Write out all the entries word for word and omit any pictures.

— begin Excerpted data —

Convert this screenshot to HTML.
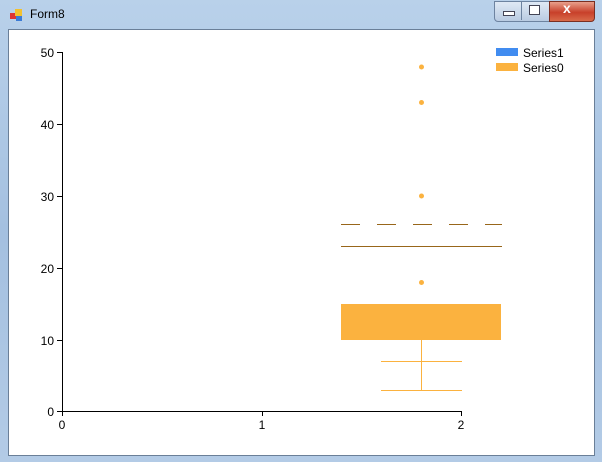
<!DOCTYPE html>
<html><head><style>
body{margin:0;width:602px;height:462px;overflow:hidden;background:linear-gradient(180deg,#b9d1ea 0%,#a4c0e0 50%,#b3cbe6 100%);font-family:"Liberation Sans",sans-serif;position:relative}
.client{position:absolute;left:8px;top:29px;width:585px;height:425px;background:#fff;border:1px solid #6a7f98}
.title{position:absolute;left:30px;top:7px;font-size:12px;color:#000}
</style></head><body>
<svg style="position:absolute;left:10px;top:9px" width="14" height="14"><rect x="0" y="4" width="6" height="6" fill="#d33"/><rect x="5" y="0" width="7" height="7" fill="#f2c12e"/><rect x="6" y="7" width="6" height="5" fill="#3b7bd6"/></svg>
<div class="title">Form8</div>
<div style="position:absolute;left:494px;top:1px;width:56px;height:19px;border:1px solid #6d83a0;border-radius:0 0 0 4px;background:linear-gradient(#dfe9f5,#b9cbe2)"></div>
<div style="position:absolute;left:521px;top:1px;width:1px;height:19px;background:#6d83a0"></div>
<div style="position:absolute;left:503px;top:11px;width:10px;height:3px;background:#fff;border:1px solid #445"></div>
<div style="position:absolute;left:529px;top:5px;width:9px;height:8px;border:1px solid #445;background:#fff"></div>
<div style="position:absolute;left:549px;top:1px;width:44px;height:19px;border:1px solid #7a2f22;border-radius:0 0 4px 0;background:linear-gradient(#e8a08c,#c8402a 55%,#d86a4a)"></div>
<div style="position:absolute;left:563px;top:0px;color:#fff;font-weight:bold;font-size:14px">x</div>
<div class="client"></div>
<svg style="position:absolute;left:0;top:0" width="602" height="462" font-family="Liberation Sans" font-size="12">
<g stroke="#000" stroke-width="1">
<line x1="62.5" y1="52" x2="62.5" y2="411.5"/>
<line x1="57" y1="411.5" x2="461.5" y2="411.5"/>
<line x1="57" y1="52.5" x2="62" y2="52.5"/><line x1="57" y1="124.5" x2="62" y2="124.5"/><line x1="57" y1="196.5" x2="62" y2="196.5"/><line x1="57" y1="268.5" x2="62" y2="268.5"/><line x1="57" y1="340.5" x2="62" y2="340.5"/>
<line x1="62.5" y1="411" x2="62.5" y2="416"/><line x1="262.5" y1="411" x2="262.5" y2="416"/><line x1="461.5" y1="411" x2="461.5" y2="416"/>
</g>
<g text-anchor="end" fill="#000"><text x="54" y="57">50</text><text x="54" y="129">40</text><text x="54" y="201">30</text><text x="54" y="273">20</text><text x="54" y="345">10</text><text x="54" y="416">0</text></g>
<g text-anchor="middle"><text x="62" y="429">0</text><text x="262" y="429">1</text><text x="461" y="429">2</text></g>
<g stroke="#98661a" stroke-width="1"><line x1="341" y1="224.5" x2="502" y2="224.5" stroke-dasharray="19,17"/><line x1="341" y1="246.5" x2="502" y2="246.5"/></g>
<rect x="341" y="304" width="160" height="36" fill="#fbb23f"/>
<g stroke="#fbb23f" stroke-width="1"><line x1="421.5" y1="340" x2="421.5" y2="390"/><line x1="381" y1="361.5" x2="462" y2="361.5"/><line x1="381" y1="390.5" x2="462" y2="390.5"/></g>
<g fill="#fbb23f"><circle cx="421.5" cy="67" r="2.5"/><circle cx="421.5" cy="102.5" r="2.5"/><circle cx="421.5" cy="196" r="2.5"/><circle cx="421.5" cy="282.5" r="2.5"/></g>
<rect x="496" y="48" width="22" height="8" fill="#418cf0"/><rect x="496" y="63" width="22" height="8" fill="#fbb23f"/>
<text x="523" y="57">Series1</text><text x="523" y="72">Series0</text>
</svg>
</body></html>
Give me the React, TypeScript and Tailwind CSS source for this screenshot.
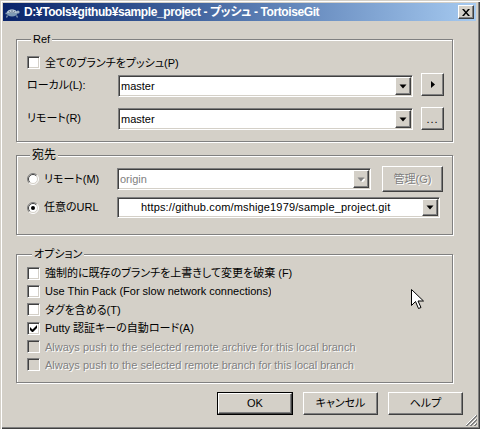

— end Excerpted data —

Answer to this exercise.
Convert this screenshot to HTML.
<!DOCTYPE html>
<html><head><style>
body{margin:0;width:602px;height:462px;overflow:hidden;background:linear-gradient(180deg,#b9d1ea 0%,#a4c0e0 50%,#b3cbe6 100%);font-family:"Liberation Sans",sans-serif;position:relative}
.client{position:absolute;left:8px;top:29px;width:585px;height:425px;background:#fff;border:1px solid #6a7f98}
.title{position:absolute;left:30px;top:7px;font-size:12px;color:#000}
</style></head><body>
<svg style="position:absolute;left:10px;top:9px" width="14" height="14"><rect x="0" y="4" width="6" height="6" fill="#d33"/><rect x="5" y="0" width="7" height="7" fill="#f2c12e"/><rect x="6" y="7" width="6" height="5" fill="#3b7bd6"/></svg>
<div class="title">Form8</div>
<div style="position:absolute;left:494px;top:1px;width:56px;height:19px;border:1px solid #6d83a0;border-radius:0 0 0 4px;background:linear-gradient(#dfe9f5,#b9cbe2)"></div>
<div style="position:absolute;left:521px;top:1px;width:1px;height:19px;background:#6d83a0"></div>
<div style="position:absolute;left:503px;top:11px;width:10px;height:3px;background:#fff;border:1px solid #445"></div>
<div style="position:absolute;left:529px;top:5px;width:9px;height:8px;border:1px solid #445;background:#fff"></div>
<div style="position:absolute;left:549px;top:1px;width:44px;height:19px;border:1px solid #7a2f22;border-radius:0 0 4px 0;background:linear-gradient(#e8a08c,#c8402a 55%,#d86a4a)"></div>
<div style="position:absolute;left:563px;top:0px;color:#fff;font-weight:bold;font-size:14px">x</div>
<div class="client"></div>
<svg style="position:absolute;left:0;top:0" width="602" height="462" font-family="Liberation Sans" font-size="12">
<g stroke="#000" stroke-width="1">
<line x1="62.5" y1="52" x2="62.5" y2="411.5"/>
<line x1="57" y1="411.5" x2="461.5" y2="411.5"/>
<line x1="57" y1="52.5" x2="62" y2="52.5"/><line x1="57" y1="124.5" x2="62" y2="124.5"/><line x1="57" y1="196.5" x2="62" y2="196.5"/><line x1="57" y1="268.5" x2="62" y2="268.5"/><line x1="57" y1="340.5" x2="62" y2="340.5"/>
<line x1="62.5" y1="411" x2="62.5" y2="416"/><line x1="262.5" y1="411" x2="262.5" y2="416"/><line x1="461.5" y1="411" x2="461.5" y2="416"/>
</g>
<g text-anchor="end" fill="#000"><text x="54" y="57">50</text><text x="54" y="129">40</text><text x="54" y="201">30</text><text x="54" y="273">20</text><text x="54" y="345">10</text><text x="54" y="416">0</text></g>
<g text-anchor="middle"><text x="62" y="429">0</text><text x="262" y="429">1</text><text x="461" y="429">2</text></g>
<g stroke="#98661a" stroke-width="1"><line x1="341" y1="224.5" x2="502" y2="224.5" stroke-dasharray="19,17"/><line x1="341" y1="246.5" x2="502" y2="246.5"/></g>
<rect x="341" y="304" width="160" height="36" fill="#fbb23f"/>
<g stroke="#fbb23f" stroke-width="1"><line x1="421.5" y1="340" x2="421.5" y2="390"/><line x1="381" y1="361.5" x2="462" y2="361.5"/><line x1="381" y1="390.5" x2="462" y2="390.5"/></g>
<g fill="#fbb23f"><circle cx="421.5" cy="67" r="2.5"/><circle cx="421.5" cy="102.5" r="2.5"/><circle cx="421.5" cy="196" r="2.5"/><circle cx="421.5" cy="282.5" r="2.5"/></g>
<rect x="496" y="48" width="22" height="8" fill="#418cf0"/><rect x="496" y="63" width="22" height="8" fill="#fbb23f"/>
<text x="523" y="57">Series1</text><text x="523" y="72">Series0</text>
</svg>
</body></html>
Give me the React, TypeScript and Tailwind CSS source for this screenshot.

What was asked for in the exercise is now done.